Dans cette synthèse délicate, voire périlleuse, Vibert multiplie les citations au point d’alourdir parfois le texte, mais on devine qu’il a opté, avec raison, pour la prudence contre le risque des approximations trompeuses, la pensée hiérarchique ne se laissant pas aplatir dans une logique du « ou bien …, ou bien… », et exigeant au contraire son cortège de nuances. L’exercice est d’ailleurs grandement limité par le cadre de la collection qui cantonne dans une présentation générale, laissant peu de place à la discussion. Sûrement pour cette raison, ne sont pas mentionnées les craintes de Dumont de voir réifiée l’opposition holisme-individualisme, ni les limites de son application, qu’il notait devant la pensée de Hobbes ou l’Allemagne de la Bildung, par exemple. Une anomalie a placé le résumé de l’étude sur l’Allemagne des 18e et 19e siècles sous la rubrique des « pathologies de l’idéologie moderne » (chapitre 3). Or, Dumont ne condamne pas cette configuration idéologique, seulement sa transformation ultérieure dans le courant des années 1920, et son basculement dans ce qui deviendra le totalitarisme nazi. En tant que réaction aux Lumières françaises, la disposition originale construit un individualisme de la singularité s’épanouissant dans le champ culturel en l’opposant à l’individualisme français, rationnel et universaliste, coextensif au domaine politique ; en elle-même, elle est tout à fait saine. C’est le développement économique et technique accéléré, jumelé ensuite à la défaite de 1918 qui font basculer le tout dans l’horreur nazie.

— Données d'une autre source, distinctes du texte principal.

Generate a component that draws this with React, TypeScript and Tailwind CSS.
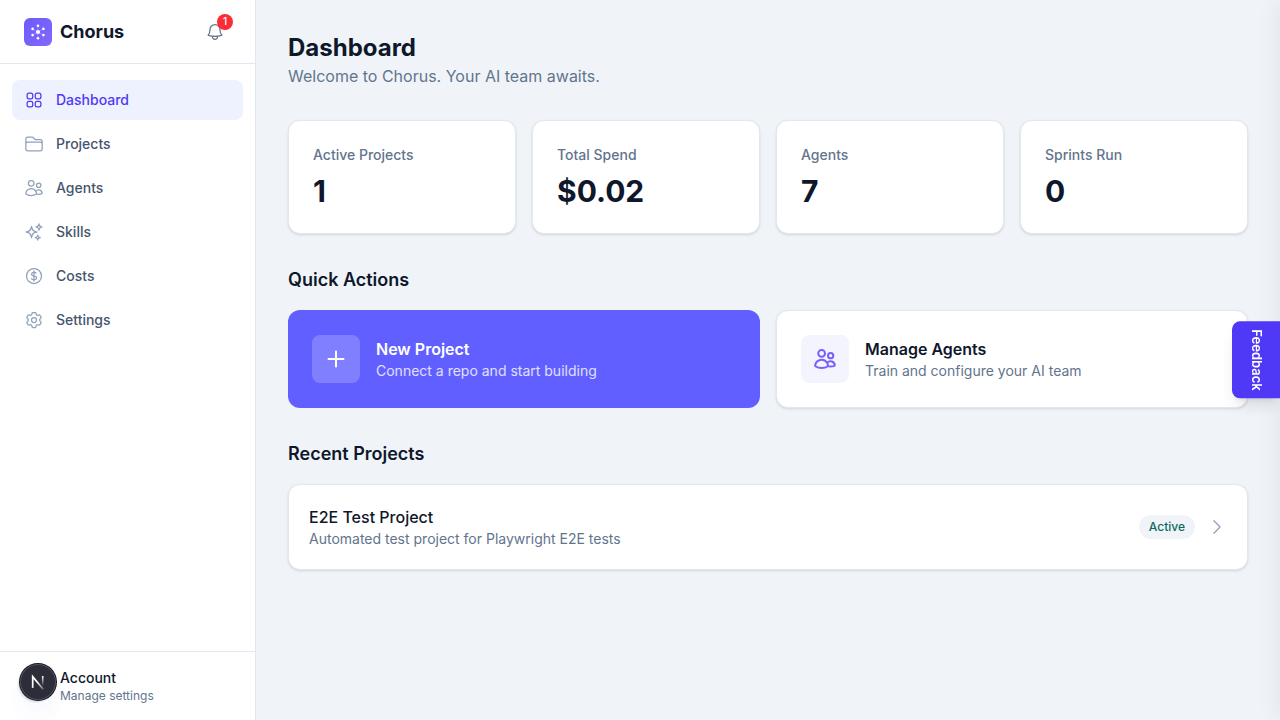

Dans la conclusion, Vibert se donne les coudées franches, avec bonheur. Malgré l’espace restreint, son interprétation y respire librement et fait dialoguer l’oeuvre de Dumont avec celle des philosophes, politologues ou sociologues dont les travaux se rapprochent du holisme méthodologique. Les Descombes, Castoriadis, Gauchet, Taylor et Freitag cherchent en effet à qualifier, dans une perspective critique, l’aventure sociopolitique moderne et à ce titre, qu’ils se réfèrent explicitement ou non à Dumont, leurs analyses s’apparentent grandement aux siennes. En bref, cet ouvrage synthétique est franchement bienvenu et saura piquer la curiosité du lecteur intéressé à comprendre le monde contemporain et ses avatars, et l’inciter ainsi à pénétrer plus avant l’oeuvre magistral et toujours d’actualité de Louis Dumont.